Wegen ihrer heterogenen Zusammensetzung und ihrer stärkeren Einbindung von Gewerkschaften und Verbraucherverbänden ist vor allem die französische Mutterorganisation eine nähere Betrachtung wert. »In ATTAC sind Organisationen zusammengekommen, die anderswo zum Teil in Konkurrenz zueinander stehen«, beschreibt Pierre Rousset. Seit mehreren Jahren habe sich in Frankreich eine Tradition der Einheit herausgebildet, durch die zahlreiche Organisationen lernen konnten, trotz ihrer Differenzen gemeinsam zu handeln. Ende der 90er Jahre sei dann das Bewußtsein neuer »Nord-Süd-Solidarität« herangereift - »eine zwar relative, doch neue Schicksalsgemeinschaft gegenüber der universellen neoliberalen Politik entstand«. ATTAC, so Rousset, sei konkreter Ausdruck dieser Entwicklungen. Als besonderen Fortschritt beschreibt Rousset auch die Verbindung zwischen Stadt- und Landbevölkerung. Die »Confédération Paysanne«, französischer Ableger des internationalen Kleinbauernverbandes »Via Campesina«, gehört zu den Gründungsorganisationen von ATTAC in Frankreich. »Daß sich eine städtische Bevölkerung im Kampf eines Bauernverbandes wiederfindet, sagt viel über die Krise des herrschenden Gesellschaftsmodells aus«, meint Rousset. Es werde zunehmend eine Verbindung zwischen öffentlicher Gesundheit, Nahrungsmittelproduktion und von ökologischen und sozialen Forderungen gesehen. 3)

Gestritten wird bei ATTAC in Frankreich mit viel Elan.
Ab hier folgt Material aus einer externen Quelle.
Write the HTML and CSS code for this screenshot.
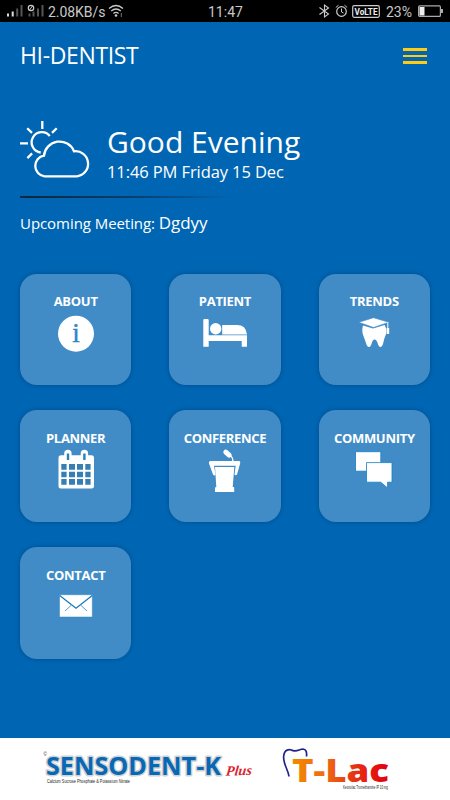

Bernard Cassen, 1998 zum ATTAC-Vorsitzenden gewählt und derzeit Direktor der Le Monde Diplomatique, spricht sich für eine stärkere politische Regulierung der Weltökonomie aus. Diese könne nur durch die Nationalstaaten - eventuell in einer Union wie der EU zusammengeschlossen - erfolgen, deren Rolle gegenüber den internationalen Finanzmärkten gestärkt werden müsse. Im Hintergrund steht die Idee eines sozialstaatlichen Modells der 70er Jahre. Auch die Gruppe »Raison d'agir« um den französischen Intellektuellen Pierre Bourdieu sieht den Staat als mögliches Bollwerk gegen die »Globalisierung« und schreibt auch der EU eine positive Rolle zu, wenn sich endlich die Ausrichtung der Politik ändere. Dennoch setzen auch Bourdieu und Cassen auf das Primat des Sozialen gegenüber der Wettbewerbsfähigkeit. Auf der anderen Seite stehen eher bewegungsorientierte, internationalistische Ansätze, die nicht auf die Nationalstaaten und ihre Regierungen setzen, sondern diese tendenziell als Instrument der dominierenden ökonomischen Kräfte begreifen.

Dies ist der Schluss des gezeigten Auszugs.